[SUPPLIED DATA]
○ ○ ○ ○ ○

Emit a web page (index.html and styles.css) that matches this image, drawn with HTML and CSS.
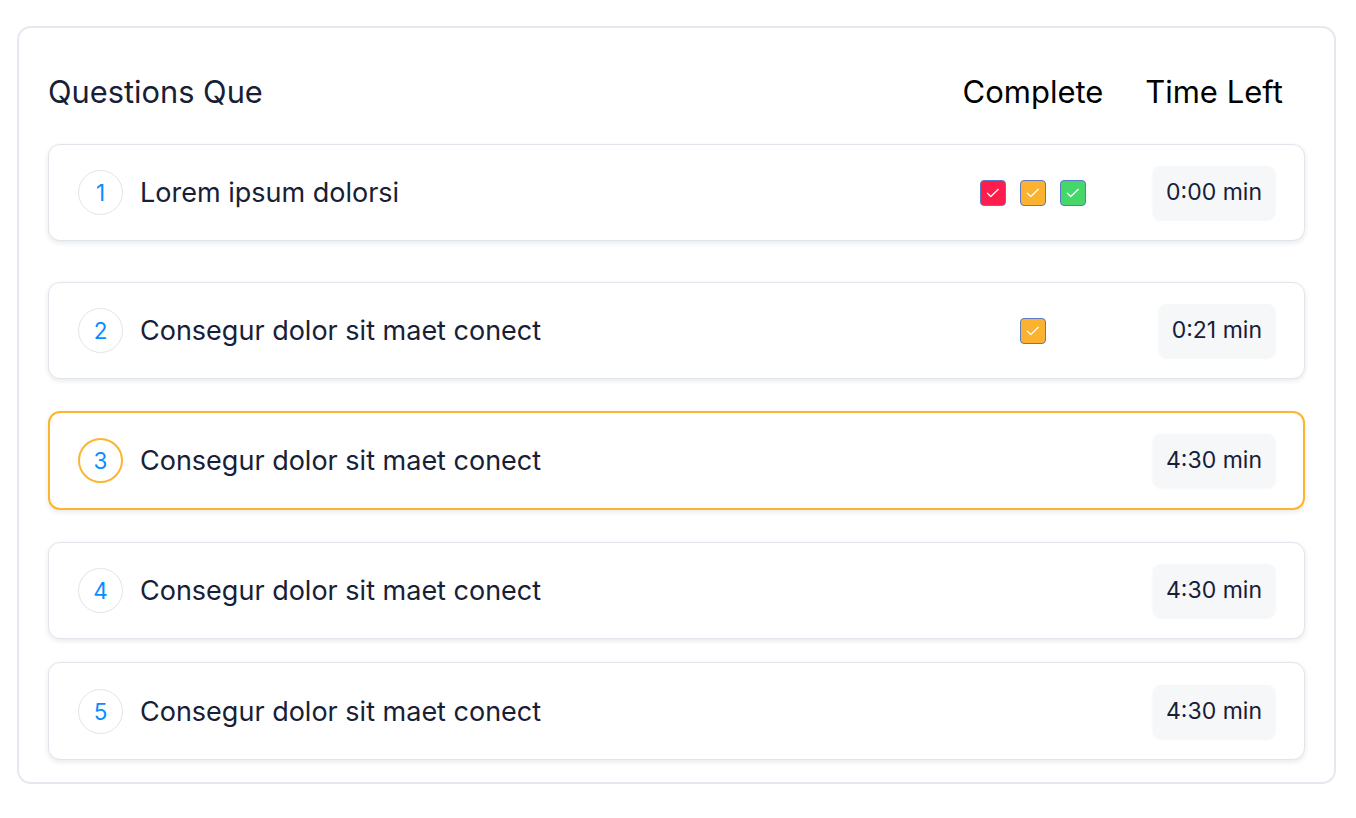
FILE: index.html
```html
<!DOCTYPE html>
<html lang="en">
<head>
<meta charset="utf-8">
<title>Questions Que</title>
<link rel="stylesheet" href="styles.css">
</head>
<body>
<div class="card">
  <div class="head">
    <div class="head-title">Questions Que</div>
    <div class="head-complete">Complete</div>
    <div class="head-time">Time Left</div>
  </div>
  <div class="list">
    <div class="row row-1">
      <div class="num">1</div>
      <div class="title">Lorem ipsum dolorsi</div>
      <div class="complete">
        <span class="chk red"><svg viewBox="0 0 26 26"><path d="M6.8 13.2l3.8 3.6 8.2-7.8"/></svg></span>
        <span class="chk orange"><svg viewBox="0 0 26 26"><path d="M6.8 13.2l3.8 3.6 8.2-7.8"/></svg></span>
        <span class="chk green"><svg viewBox="0 0 26 26"><path d="M6.8 13.2l3.8 3.6 8.2-7.8"/></svg></span>
      </div>
      <div class="time"><span class="badge">0:00 min</span></div>
    </div>
    <div class="row row-2">
      <div class="num">2</div>
      <div class="title">Consegur dolor sit maet conect</div>
      <div class="complete">
        <span class="chk orange"><svg viewBox="0 0 26 26"><path d="M6.8 13.2l3.8 3.6 8.2-7.8"/></svg></span>
      </div>
      <div class="time"><span class="badge">0:21 min</span></div>
    </div>
    <div class="row row-3 active">
      <div class="num">3</div>
      <div class="title">Consegur dolor sit maet conect</div>
      <div class="complete"></div>
      <div class="time"><span class="badge">4:30 min</span></div>
    </div>
    <div class="row row-4">
      <div class="num">4</div>
      <div class="title">Consegur dolor sit maet conect</div>
      <div class="complete"></div>
      <div class="time"><span class="badge">4:30 min</span></div>
    </div>
    <div class="row row-5">
      <div class="num">5</div>
      <div class="title">Consegur dolor sit maet conect</div>
      <div class="complete"></div>
      <div class="time"><span class="badge">4:30 min</span></div>
    </div>
  </div>
</div>
</body>
</html>
```

FILE: styles.css
```css
* { box-sizing: border-box; }
html, body { margin: 0; padding: 0; background: #ffffff; }
body {
  font-family: "Inter", "Noto Sans", sans-serif;
  color: #172036;
  padding: 26px 21px 0 17px;
}
.card {
  width: 1319px;
  height: 758px;
  border: 2px solid #e5e8ee;
  border-radius: 14px;
  padding: 0 29px 0 29px;
}
.head {
  display: flex;
  align-items: center;
  height: 116px;
  padding-top: 11px;
  padding-right: 11px;
}
.head-title {
  flex: 1;
  font-size: 30.8px;
  font-weight: 400;
  color: #172036;
}
.head-complete {
  width: 160px;
  text-align: center;
  font-size: 31px;
  font-weight: 400;
  color: #000;
}
.head-time {
  width: 160px;
  text-align: center;
  font-size: 31px;
  font-weight: 400;
  color: #000;
  margin-left: 21px;
}
.list { display: flex; flex-direction: column; }
.row {
  display: flex;
  align-items: center;
  height: 97px;
  border: 1.5px solid #e1e4ea;
  border-radius: 12px;
  padding: 0 29px 0 29px;
  box-shadow: 0 2px 5px rgba(30, 41, 59, 0.1);
  background: #fff;
}
.row-2 { margin-top: 41px; }
.row-3 { margin-top: 32px; height: 99px; }
.row-4 { margin-top: 32px; }
.row-5 { margin-top: 23px; height: 98px; }
.row.active { border: 2px solid #fbb52e; padding: 0 28px; }
.num {
  width: 45px;
  height: 45px;
  border-radius: 50%;
  border: 1.5px solid #e1e4ea;
  display: flex;
  align-items: center;
  justify-content: center;
  color: #0a8cff;
  font-size: 22.5px;
  flex: none;
}
.active .num { border: 2px solid #fbb52e; }
.title {
  flex: 1;
  margin-left: 17px;
  font-size: 27px;
  color: #172036;
  font-weight: 400;
}
.complete {
  width: 160px;
  display: flex;
  justify-content: center;
  gap: 14px;
}
.chk {
  width: 26px;
  height: 26px;
  border-radius: 4px;
  border: 1px solid #5b7bc9;
  display: block;
}
.chk svg { width: 24px; height: 24px; display: block; }
.chk path { fill: none; stroke: #fff; stroke-width: 1.3; stroke-linecap: round; stroke-linejoin: round; }
.chk.red { background: #ff1d4c; }
.chk.orange { background: #fbb230; }
.chk.green { background: #46d76b; }
.time {
  width: 162px;
  display: flex;
  justify-content: flex-end;
}
.badge {
  display: block;
  height: 53px;
  line-height: 53px;
  padding: 0 13px;
  background: #f6f7f9;
  border-radius: 8px;
  box-shadow: 0 1px 3px rgba(30, 41, 59, 0.07);
  font-size: 23px;
  font-weight: 400;
  color: #172036;
}
```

○ ○ ○ ○ ○

[TASK DIRECTIONS] Quote in full the listing given above; the images are to be left out.

[SOLVED PROBLEM]
Emit a web page (index.html and styles.css) that matches this image, drawn with HTML and CSS.
FILE: index.html
```html
<!DOCTYPE html>
<html lang="en">
<head>
<meta charset="utf-8">
<title>Questions Que</title>
<link rel="stylesheet" href="styles.css">
</head>
<body>
<div class="card">
  <div class="head">
    <div class="head-title">Questions Que</div>
    <div class="head-complete">Complete</div>
    <div class="head-time">Time Left</div>
  </div>
  <div class="list">
    <div class="row row-1">
      <div class="num">1</div>
      <div class="title">Lorem ipsum dolorsi</div>
      <div class="complete">
        <span class="chk red"><svg viewBox="0 0 26 26"><path d="M6.8 13.2l3.8 3.6 8.2-7.8"/></svg></span>
        <span class="chk orange"><svg viewBox="0 0 26 26"><path d="M6.8 13.2l3.8 3.6 8.2-7.8"/></svg></span>
        <span class="chk green"><svg viewBox="0 0 26 26"><path d="M6.8 13.2l3.8 3.6 8.2-7.8"/></svg></span>
      </div>
      <div class="time"><span class="badge">0:00 min</span></div>
    </div>
    <div class="row row-2">
      <div class="num">2</div>
      <div class="title">Consegur dolor sit maet conect</div>
      <div class="complete">
        <span class="chk orange"><svg viewBox="0 0 26 26"><path d="M6.8 13.2l3.8 3.6 8.2-7.8"/></svg></span>
      </div>
      <div class="time"><span class="badge">0:21 min</span></div>
    </div>
    <div class="row row-3 active">
      <div class="num">3</div>
      <div class="title">Consegur dolor sit maet conect</div>
      <div class="complete"></div>
      <div class="time"><span class="badge">4:30 min</span></div>
    </div>
    <div class="row row-4">
      <div class="num">4</div>
      <div class="title">Consegur dolor sit maet conect</div>
      <div class="complete"></div>
      <div class="time"><span class="badge">4:30 min</span></div>
    </div>
    <div class="row row-5">
      <div class="num">5</div>
      <div class="title">Consegur dolor sit maet conect</div>
      <div class="complete"></div>
      <div class="time"><span class="badge">4:30 min</span></div>
    </div>
  </div>
</div>
</body>
</html>
```

FILE: styles.css
```css
* { box-sizing: border-box; }
html, body { margin: 0; padding: 0; background: #ffffff; }
body {
  font-family: "Inter", "Noto Sans", sans-serif;
  color: #172036;
  padding: 26px 21px 0 17px;
}
.card {
  width: 1319px;
  height: 758px;
  border: 2px solid #e5e8ee;
  border-radius: 14px;
  padding: 0 29px 0 29px;
}
.head {
  display: flex;
  align-items: center;
  height: 116px;
  padding-top: 11px;
  padding-right: 11px;
}
.head-title {
  flex: 1;
  font-size: 30.8px;
  font-weight: 400;
  color: #172036;
}
.head-complete {
  width: 160px;
  text-align: center;
  font-size: 31px;
  font-weight: 400;
  color: #000;
}
.head-time {
  width: 160px;
  text-align: center;
  font-size: 31px;
  font-weight: 400;
  color: #000;
  margin-left: 21px;
}
.list { display: flex; flex-direction: column; }
.row {
  display: flex;
  align-items: center;
  height: 97px;
  border: 1.5px solid #e1e4ea;
  border-radius: 12px;
  padding: 0 29px 0 29px;
  box-shadow: 0 2px 5px rgba(30, 41, 59, 0.1);
  background: #fff;
}
.row-2 { margin-top: 41px; }
.row-3 { margin-top: 32px; height: 99px; }
.row-4 { margin-top: 32px; }
.row-5 { margin-top: 23px; height: 98px; }
.row.active { border: 2px solid #fbb52e; padding: 0 28px; }
.num {
  width: 45px;
  height: 45px;
  border-radius: 50%;
  border: 1.5px solid #e1e4ea;
  display: flex;
  align-items: center;
  justify-content: center;
  color: #0a8cff;
  font-size: 22.5px;
  flex: none;
}
.active .num { border: 2px solid #fbb52e; }
.title {
  flex: 1;
  margin-left: 17px;
  font-size: 27px;
  color: #172036;
  font-weight: 400;
}
.complete {
  width: 160px;
  display: flex;
  justify-content: center;
  gap: 14px;
}
.chk {
  width: 26px;
  height: 26px;
  border-radius: 4px;
  border: 1px solid #5b7bc9;
  display: block;
}
.chk svg { width: 24px; height: 24px; display: block; }
.chk path { fill: none; stroke: #fff; stroke-width: 1.3; stroke-linecap: round; stroke-linejoin: round; }
.chk.red { background: #ff1d4c; }
.chk.orange { background: #fbb230; }
.chk.green { background: #46d76b; }
.time {
  width: 162px;
  display: flex;
  justify-content: flex-end;
}
.badge {
  display: block;
  height: 53px;
  line-height: 53px;
  padding: 0 13px;
  background: #f6f7f9;
  border-radius: 8px;
  box-shadow: 0 1px 3px rgba(30, 41, 59, 0.07);
  font-size: 23px;
  font-weight: 400;
  color: #172036;
}
```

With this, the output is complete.